Now if you wish to bring back any details/features of the original shot, you can do so. To do this make sure that the top layer (the one with your applied Fractalius settings on) is elected and then choose the eraser tool and make the eraser the size that you want it (Use the [ or ] keys to do this quicker on your keyboard). Now lower the opacity on the selected layer so that your original untouched image on the layer below will start to show through. This will allow you to erase over the parts of the image that Fractalius created and show the parts of the original image instead. I also adjust the opacity and fill values of the eraser tool, so that the details that I wish to bring back don’t look so sharp and unnatural when mixed with the image.

Once you have the image the way you want it (don’t forget to bring back the opacity to 100% or what ever you feel looks right on the layer that you are working on) and save the file as a .psdso that you can go back at a point in the future and make changes. Then (with the layer you have been working on selected) save it as a .jpg. That’s it, you are done.

Here are a few of the other images that I have done.

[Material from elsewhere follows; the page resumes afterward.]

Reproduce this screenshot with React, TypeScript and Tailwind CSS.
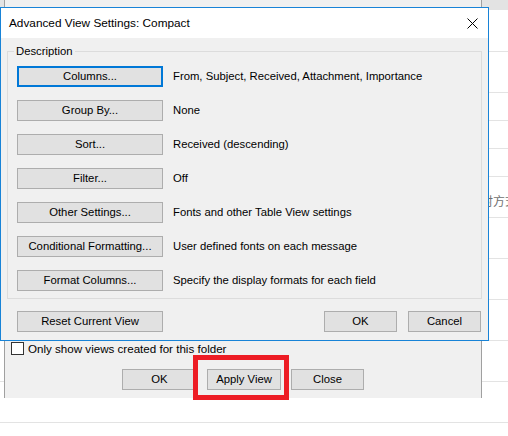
import React from "react";

function Btn({
  label,
  className = "",
}: {
  label: string;
  className?: string;
}) {
  return (
    <div
      className={
        "flex h-[21px] items-center justify-center bg-[#e1e1e1] pt-[1px] text-black leading-none " +
        className
      }
    >
      {label}
    </div>
  );
}

const rows: { label: string; desc: string; focused?: boolean }[] = [
  { label: "Columns...", desc: "From, Subject, Received, Attachment, Importance", focused: true },
  { label: "Group By...", desc: "None" },
  { label: "Sort...", desc: "Received (descending)" },
  { label: "Filter...", desc: "Off" },
  { label: "Other Settings...", desc: "Fonts and other Table View settings" },
  { label: "Conditional Formatting...", desc: "User defined fonts on each message" },
  { label: "Format Columns...", desc: "Specify the display formats for each field" },
];

export default function App() {
  return (
    <div className="relative h-[436px] w-[508px] overflow-hidden bg-white font-['Liberation_Sans',Arial,sans-serif] text-[11.3px] text-black">
      {/* background message list */}
      <div className="flex flex-col">
        <div className="h-[10px] bg-[#e3e3e3]" />
        <div className="h-[42px] border-b border-[#e3e3e3]" />
        <div className="h-[41px] border-b border-[#e3e3e3]" />
        <div className="h-[28px] border-b border-[#e3e3e3]" />
        <div className="h-[28px] border-b border-[#e3e3e3]" />
        <div className="h-[28px] border-b border-[#e3e3e3]" />
        <div className="flex h-[41px] items-center whitespace-nowrap border-b border-[#e3e3e3] pl-[481px] pt-[8px] font-['Noto_Sans_CJK_SC',sans-serif] text-[12px] text-[#707070]">
          时方式
        </div>
        <div className="h-[41px] border-b border-[#e3e3e3]" />
        <div className="h-[41px] border-b border-[#e3e3e3]" />
        <div className="h-[41px] border-b border-[#e3e3e3]" />
        <div className="h-[41px] border-b border-[#e3e3e3]" />
        <div className="h-[41px] border-b border-[#e3e3e3]" />
      </div>

      {/* dialog behind (Manage All Views) */}
      <div className="absolute left-[4px] top-0 flex h-[398px] w-[478px] flex-col justify-end border-x border-[#a0a0a0] bg-[#f0f0f0] pb-[8px]">
        <div className="flex items-center pl-[6px]">
          <div className="h-[13px] w-[13px] border border-[#333333] bg-white" />
          <span className="ml-[4px] pt-[1px] text-[11.6px] leading-none">Only show views created for this folder</span>
        </div>
        <div className="mt-[14px] flex justify-center gap-[10px]">
          <Btn label="OK" className="w-[75px] border border-[#adadad]" />
          <Btn label="Apply View" className="w-[74px] border border-[#adadad]" />
          <Btn label="Close" className="w-[73px] border border-[#adadad]" />
        </div>
      </div>

      {/* red highlight annotation */}
      <div className="absolute left-[193px] top-[355px] h-[45px] w-[96px] border-[5px] border-[#ed1c24]" />

      {/* front dialog */}
      <div className="absolute left-0 top-[7px] flex h-[334px] w-[489px] flex-col border border-[#1883d7] bg-[#f0f0f0]">
        <div className="flex h-[30px] items-center justify-between bg-white pl-[8px] pr-[10px]">
          <span className="pt-[1px] text-[11.8px] leading-none">Advanced View Settings: Compact</span>
          <svg width="11" height="11" viewBox="0 0 11 11" className="block">
            <path d="M0.5 0.5 L10.5 10.5 M10.5 0.5 L0.5 10.5" stroke="#000" strokeWidth="1" />
          </svg>
        </div>
        <div className="flex flex-1 flex-col px-[6px] pt-[13px]">
          <div className="relative flex h-[248px] flex-col gap-[13px] border border-[#dcdcdc] pb-[7px] pl-[9px] pt-[14px]">
            <span className="absolute left-[6px] top-[-8px] bg-[#f0f0f0] px-[2px] leading-[14px]">
              Description
            </span>
            {rows.map((r) => (
              <div key={r.label} className="flex items-center">
                <Btn
                  label={r.label}
                  className={
                    "w-[146px] " +
                    (r.focused ? "border-2 border-[#0078d7]" : "border border-[#adadad]")
                  }
                />
                <span className="ml-[10px] pt-[1px] leading-none">{r.desc}</span>
              </div>
            ))}
          </div>
          <div className="mt-[12px] flex items-center pl-[10px] pr-[1px]">
            <Btn label="Reset Current View" className="w-[146px] border border-[#adadad]" />
            <div className="flex-1" />
            <Btn label="OK" className="w-[73px] border border-[#adadad]" />
            <Btn label="Cancel" className="ml-[11px] w-[73px] border border-[#adadad]" />
          </div>
        </div>
      </div>
    </div>
  );
}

I hope this tutorial was satisfactory as I do tend to waffle and that it was easy enough to follow. Should you have any suggestions or questions, please leave them in the comments below. There are a few other tutorials regarding Fractalius around, but this is the one that made me interested in trying it out in the first place. It’s by @photoframd and can be found here .You will also find a lot of great articles on his site.

Thank you

[Edit]According to Twitter user Litus Marshall you can run Fractalius on a 32bit version of Photoshop CS5, but you have to ‘Right-click’ on it and Run as administrator. Many thanks for the tip! I can confirm this works and am now using Fractalius with CS5. Thanks Litus.